Jan/Feb 2008

 

MARDI GRAS

In the spirit of ringing in the New Year and taking a brief nostalgic look at Times Past, we are moved to re-present the following column, which has not seen print in 14 long years...

As with so many celebrations we indulge in throughout the year, Mardi Gras began as a pagan celebration of the triumph of Life over Death, as symbolized by Spring triumphing over Winter. As we have seen, Easter and May Day are both modern equivalents of this celebration, but in France, where Spring may be imagined to have arrived a bit earlier than in Germany or England, these celebrations would take place a littler earlier.

At any rate, by the time of Christ, when the Romans held dominion over what is now France, these pagan rituals had already evolved into something very like the Mardi Gras celebrations of today, complete with reveling, mask wearing, parading, and so forth. (The masks were worn for the same reason the Celts wore them on Halloween—they were thought to protect one from spirits!)

When Christianity spread through Greece and Rome, and hence to Europe, this celebration was "adopted", and just as Roman Saturnalia became Christmas, and the English worship of the goddess Eastre became the Christian Easter, so did this celebration become the harbinger of Lent, that Christian institution where, for forty days prior to Easter, one was forbidden to eat meat of any kind.

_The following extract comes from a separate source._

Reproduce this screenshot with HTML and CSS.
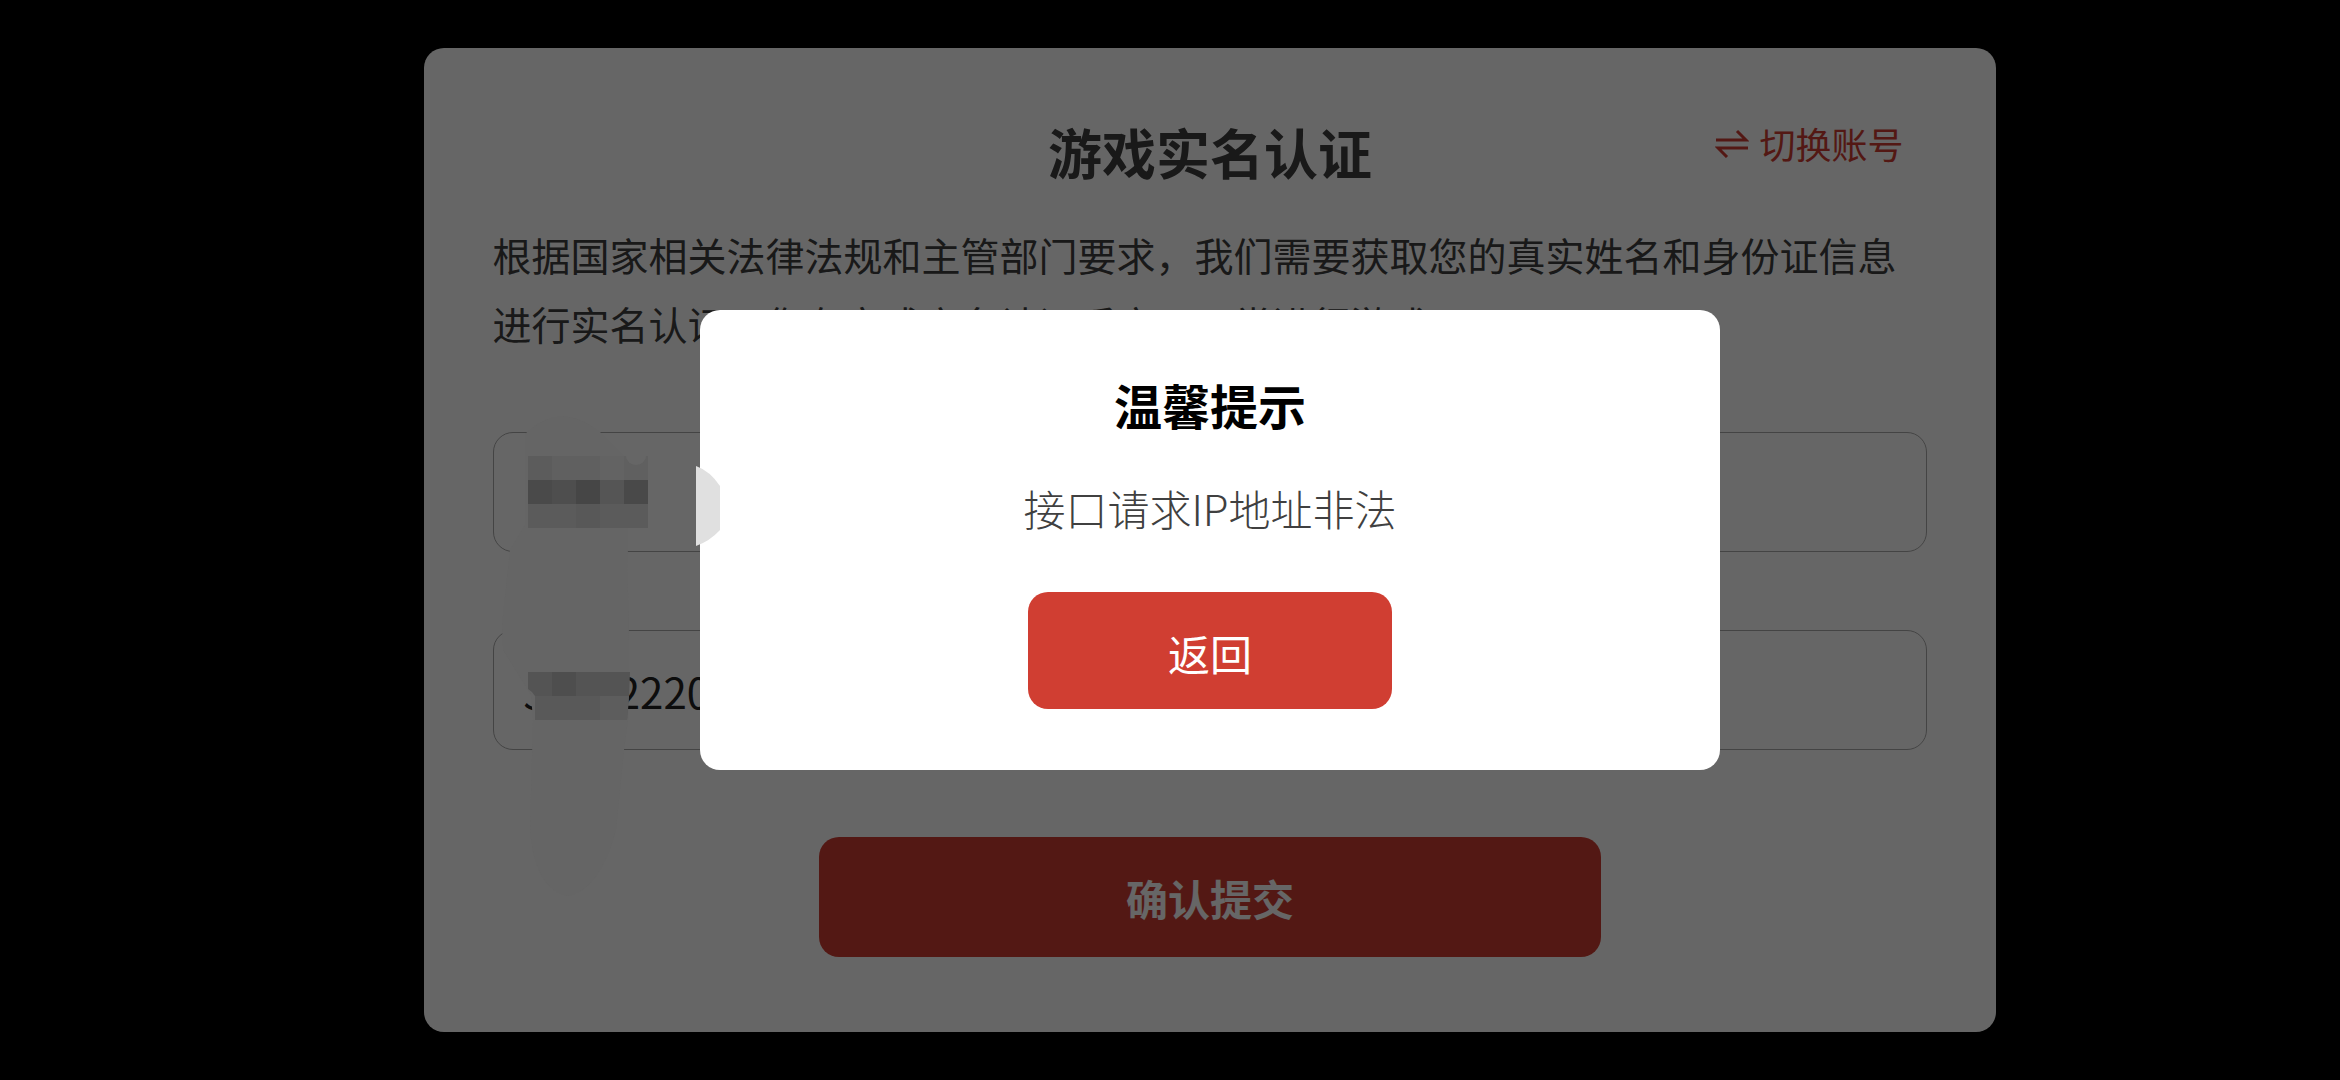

This celebration was renamed "Carne Vale"—Latin for "farewell meat". Carne Vale came to be shortened to the more familiar "Carnival", and while the more thin-blooded English limited their festivities to eating pancakes ("shroves") and calling the final day before Lent "Shrove Tuesday", the French celebrated with much Wine and Reveling, calling the day "Fat Tuesday", which translates in French to "Mardi Gras".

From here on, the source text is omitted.